When surface evolution meets Fokker-Planck equation: a novel tangential velocity model for uniform parametrization

TL;DR

This paper introduces a meshless artificial tangential velocity method based on Fokker-Planck equations to improve surface evolution simulations, ensuring stable point distributions and accurate results.

Contribution

It develops a novel surface density-guided tangential velocity approach using Fokker-Planck equations and a Kullback-Leibler divergence-based algorithm within a meshless framework.

Findings

Method enhances numerical stability in surface evolution simulations.

Approach achieves high accuracy across various geometric flows.

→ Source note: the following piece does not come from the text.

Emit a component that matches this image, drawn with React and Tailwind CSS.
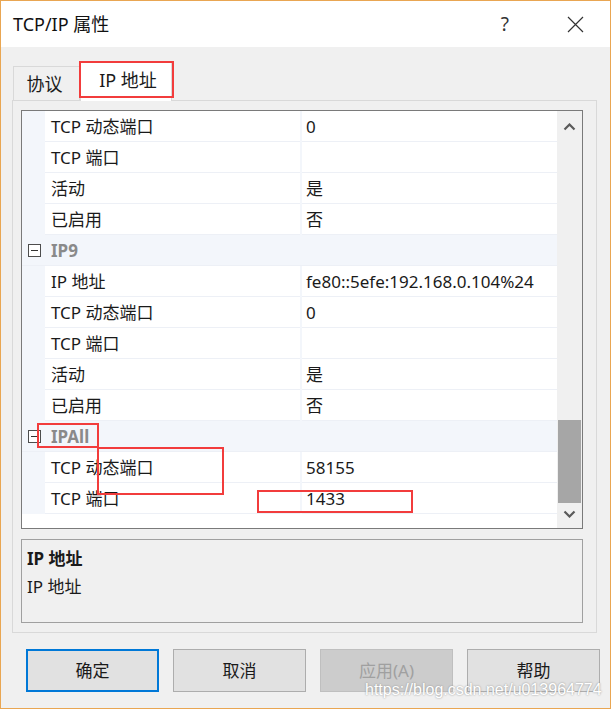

Framework is flexible for unstructured point cloud data.

Abstract

A common issue in simulating geometric evolution of surfaces is unexpected clustering of points that may cause numerical instability. We propose a novel artificial tangential velocity method for this matter. The artificial tangential velocity is generated from a surface density field governed by a Fokker-Planck equation to guide the point distribution. A target distribution matching algorithm is developed leveraging the surface Kullback-Leibler divergence of density functions. The numerical method is formulated within a fully meshless framework using the moving least squares approximation, thereby eliminating the need for mesh generation and allowing flexible treatment of unstructured point cloud data. Extensive numerical experiments are conducted to demonstrate the robustness, accuracy, and effectiveness of the proposed approach across a variety of surface evolution problems, including the mean curvature flow.